A consortium known as TESN bought the WHSTV unit, later known as the European Television Network, from WHSmith for £50 million in 1990. Shareholders in ETN now included the American Capital Cities/ABC, Groupe Canal+ of France, and a subsidiary of Generale des Eaux.

On 15 May 1991, Screensport filed with the Commission of the European Communities, alleging that the joint purchasing scheme for sporting events by Eurosport's former owners, Sky Television and the European Broadcasting Union, violated the competition (antitrust) law rules of the Treaty of Rome. After provisions were made for non-member access to the programming, the Commission granted the EBU in a five-year conditional exemption from the requirements of the competition rules. On 28 February 1992, Screensport forged an alliance with ITV Sport to bid for rights to coverage of the newly formed English Premier League. Sky Sports and the BBC were the eventual winners of the contract.

===1993: Merger and demise===
ETN chief executive Rick Spinner began selling off assets of the parent company upon taking the post in July 1992.

On 14 January 1993, Eurosport and Screensport proposed a merger to provide a single channel as both were operating at a loss, hoping that a merged channel would become financially profitable.
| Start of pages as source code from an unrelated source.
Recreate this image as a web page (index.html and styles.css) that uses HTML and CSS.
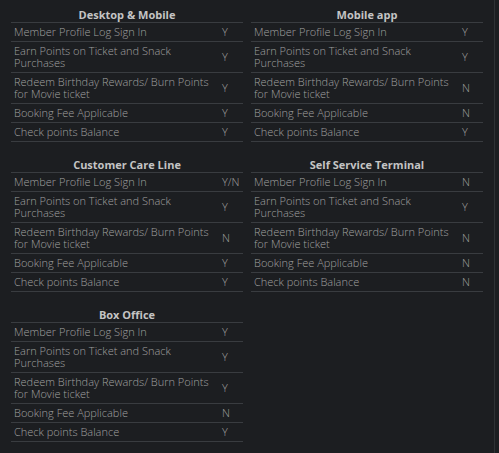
FILE: index.html
```html
<!DOCTYPE html>
<html lang="en">
<head>
<meta charset="utf-8">
<title>Loyalty channels</title>
<link rel="stylesheet" href="styles.css">
</head>
<body>
<div class="page">
  <div class="grid">
    <section class="card">
      <h3 class="card-title">Desktop &amp; Mobile</h3>
      <div class="rows">
        <div class="row"><span class="label">Member Profile Log Sign In</span><span class="val">Y</span></div>
        <div class="row"><span class="label">Earn Points on Ticket and Snack Purchases</span><span class="val">Y</span></div>
        <div class="row"><span class="label">Redeem Birthday Rewards/ Burn Points for Movie ticket</span><span class="val">Y</span></div>
        <div class="row"><span class="label">Booking Fee Applicable</span><span class="val">Y</span></div>
        <div class="row"><span class="label">Check points Balance</span><span class="val">Y</span></div>
      </div>
    </section>
    <section class="card">
      <h3 class="card-title">Mobile app</h3>
      <div class="rows">
        <div class="row"><span class="label">Member Profile Log Sign In</span><span class="val">Y</span></div>
        <div class="row"><span class="label">Earn Points on Ticket and Snack Purchases</span><span class="val">Y</span></div>
        <div class="row"><span class="label">Redeem Birthday Rewards/ Burn Points for Movie ticket</span><span class="val">N</span></div>
        <div class="row"><span class="label">Booking Fee Applicable</span><span class="val">N</span></div>
        <div class="row"><span class="label">Check points Balance</span><span class="val">Y</span></div>
      </div>
    </section>
    <section class="card">
      <h3 class="card-title">Customer Care Line</h3>
      <div class="rows">
        <div class="row"><span class="label">Member Profile Log Sign In</span><span class="val">Y/N</span></div>
        <div class="row"><span class="label">Earn Points on Ticket and Snack Purchases</span><span class="val">Y</span></div>
        <div class="row"><span class="label">Redeem Birthday Rewards/ Burn Points for Movie ticket</span><span class="val">N</span></div>
        <div class="row"><span class="label">Booking Fee Applicable</span><span class="val">Y</span></div>
        <div class="row"><span class="label">Check points Balance</span><span class="val">Y</span></div>
      </div>
    </section>
    <section class="card">
      <h3 class="card-title">Self Service Terminal</h3>
      <div class="rows">
        <div class="row"><span class="label">Member Profile Log Sign In</span><span class="val">N</span></div>
        <div class="row"><span class="label">Earn Points on Ticket and Snack Purchases</span><span class="val">Y</span></div>
        <div class="row"><span class="label">Redeem Birthday Rewards/ Burn Points for Movie ticket</span><span class="val">N</span></div>
        <div class="row"><span class="label">Booking Fee Applicable</span><span class="val">N</span></div>
        <div class="row"><span class="label">Check points Balance</span><span class="val">N</span></div>
      </div>
    </section>
    <section class="card">
      <h3 class="card-title">Box Office</h3>
      <div class="rows">
        <div class="row"><span class="label">Member Profile Log Sign In</span><span class="val">Y</span></div>
        <div class="row"><span class="label">Earn Points on Ticket and Snack Purchases</span><span class="val">Y</span></div>
        <div class="row"><span class="label">Redeem Birthday Rewards/ Burn Points for Movie ticket</span><span class="val">Y</span></div>
        <div class="row"><span class="label">Booking Fee Applicable</span><span class="val">N</span></div>
        <div class="row"><span class="label">Check points Balance</span><span class="val">Y</span></div>
      </div>
    </section>
  </div>
</div>
</body>
</html>
```
FILE: styles.css
```css
html, body {
  margin: 0;
  padding: 0;
  background: #1c1e21;
}
body {
  font-family: "Open Sans", "Noto Sans", "Liberation Sans", sans-serif;
  color: #a0a0a0;
}
.page {
  width: 495px;
  min-height: 453px;
  border-right: 1px solid #2e3235;
  box-sizing: border-box;
}
.grid {
  display: grid;
  grid-template-columns: 232px 232px;
  column-gap: 8px;
  row-gap: 16px;
  padding: 8px 0 0 11px;
  align-items: start;
}
.card-title {
  margin: 0;
  height: 14px;
  line-height: 14px;
  font-size: 11px;
  font-weight: 700;
  text-align: center;
  color: #c4c4c4;
}
.rows {
  border-bottom: 1px solid #393c40;
}
.row {
  display: grid;
  grid-template-columns: 1fr 24px;
  align-items: center;
  border-top: 1px solid #393c40;
  font-size: 11px;
  font-weight: 300;
  line-height: 12px;
}
.label {
  padding: 3px 0 3px 3px;
}
.val {
  padding: 3px 0 3px 3px;
}
```
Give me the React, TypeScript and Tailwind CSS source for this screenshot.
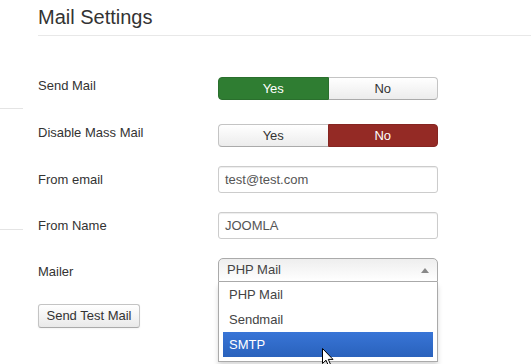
import React from "react";

type YesNoProps = {
  value: "yes" | "no";
};

const baseBtn =
  "flex-1 flex items-center justify-center text-[13px] leading-none border";
const plainBtn =
  "bg-gradient-to-b from-white to-[#ececec] text-[#333] border-[#c4c4c4] border-b-[#aaa]";

function YesNo({ value }: YesNoProps) {
  const yesActive = value === "yes";
  return (
    <div className="flex h-[23px] w-[220px]">
      <div
        className={
          baseBtn +
          " rounded-l-[4px] " +
          (yesActive
            ? "bg-[#2f7d32] border-[#2a6f2d] text-white"
            : plainBtn + " border-r-0")
        }
      >
        Yes
      </div>
      <div
        className={
          baseBtn +
          " rounded-r-[4px] " +
          (!yesActive
            ? "bg-[#942a25] border-[#852521] text-white"
            : plainBtn + " border-l-0")
        }
      >
        No
      </div>
    </div>
  );
}

// mouse pointer hovering the SMTP option
function Cursor() {
  return (
    <svg width="12" height="19" viewBox="0 0 12 19" className="absolute left-[322px] top-[348px] z-20">
      <path
        d="M0.5 0.5 L0.5 15.5 L4 12.2 L6.6 18 L8.8 17 L6.3 11.4 L11 11.4 Z"
        fill="#fff"
        stroke="#000"
        strokeWidth="1"
        strokeLinejoin="round"
      />
    </svg>
  );
}

export default function App() {
  const options = ["PHP Mail", "Sendmail", "SMTP"];

  return (
    <div className="relative flex h-[364px] w-[531px] overflow-hidden bg-white font-['Liberation_Sans',Arial,sans-serif] text-[#333]">
      <aside className="w-[23px] shrink-0">
        <div className="mt-[108px] h-px bg-[#e4e4e4]" />
        <div className="mt-[120px] h-px bg-[#e4e4e4]" />
      </aside>

      <main className="flex-1 pl-[15px]">
        <h2 className="pt-[6px] pb-[7px] text-[20px] leading-[22px] font-normal text-[#333] border-b border-[#e8e8e8]">
          Mail Settings
        </h2>

        <div className="mt-[41px] flex items-start">
          <label className="w-[180px] text-[13px] leading-[18px]">Send Mail</label>
          <YesNo value="yes" />
        </div>

        <div className="mt-[24px] flex items-start">
          <label className="w-[180px] text-[13px] leading-[18px]">Disable Mass Mail</label>
          <YesNo value="no" />
        </div>

        <div className="mt-[19px] flex items-start">
          <label className="w-[180px] pt-[5px] text-[13px] leading-[18px]">From email</label>
          <div className="flex h-[27px] w-[220px] items-center rounded-[3px] border border-[#ccc] px-[6px] text-[13px] text-[#555] shadow-[inset_0_1px_1px_rgba(0,0,0,0.075)]">
            test@test.com
          </div>
        </div>

        <div className="mt-[19px] flex items-start">
          <label className="w-[180px] pt-[5px] text-[13px] leading-[18px]">From Name</label>
          <div className="flex h-[27px] w-[220px] items-center rounded-[3px] border border-[#ccc] px-[6px] text-[13px] text-[#555] shadow-[inset_0_1px_1px_rgba(0,0,0,0.075)]">
            JOOMLA
          </div>
        </div>

        <div className="mt-[19px] flex items-start">
          <label className="w-[180px] pt-[5px] text-[13px] leading-[18px]">Mailer</label>
          <div className="relative w-[220px]">
            <div className="flex h-[24px] items-center justify-between rounded-t-[5px] border border-[#aaa] bg-gradient-to-b from-[#eee] to-white pl-[8px] pr-[8px] text-[13px] text-[#444]">
              <span>PHP Mail</span>
              <svg width="8" height="5" viewBox="0 0 8 5">
                <path d="M0 5 L4 0 L8 5 Z" fill="#888" />
              </svg>
            </div>
            <div className="absolute left-0 right-0 top-[24px] z-10 border border-t-0 border-[#aaa] bg-white shadow-[0_4px_5px_rgba(0,0,0,0.15)]">
              <ul className="mb-[4px] mr-[4px] pl-[4px]">
                {options.map((o) => (
                  <li
                    key={o}
                    className={
                      "px-[6px] py-[5px] text-[13px] leading-[15px] " +
                      (o === "SMTP"
                        ? "bg-gradient-to-b from-[#3875d7] to-[#2a62bc] text-white"
                        : "text-[#444]")
                    }
                  >
                    {o}
                  </li>
                ))}
              </ul>
            </div>
          </div>
        </div>

        <button
          type="button"
          className="mt-[22px] flex h-[24px] w-[102px] items-center justify-center rounded-[3px] border border-[#c4c4c4] border-b-[#aaa] bg-gradient-to-b from-white to-[#e9e9e9] text-[13px] text-[#333] shadow-[0_1px_2px_rgba(0,0,0,0.05)]"
        >
          Send Test Mail
        </button>
      </main>

      <Cursor />
    </div>
  );
}
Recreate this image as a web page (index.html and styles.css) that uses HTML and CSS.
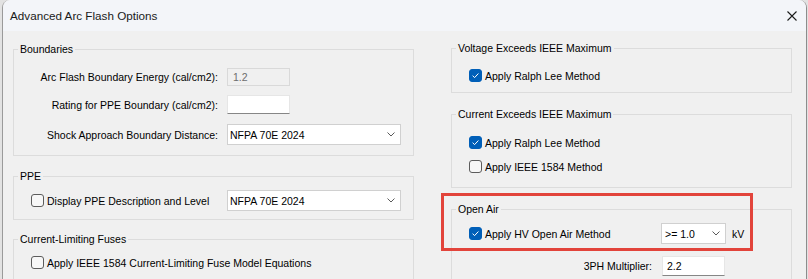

The merger finally took place on 1 March and that same day, Screensport was shut down permanently. It ended with a credit screen listing all the network's staff (akin to its sister channel Lifestyle's close on 24 January of that year), before cutting to Eurosport's feed surrounded by a notice telling viewers to watch any of its frequencies.

Finally on 6 March 1993 at 6.09am, Screensport's signal was shut down permanently as RTL 2 was launched in its transponder place.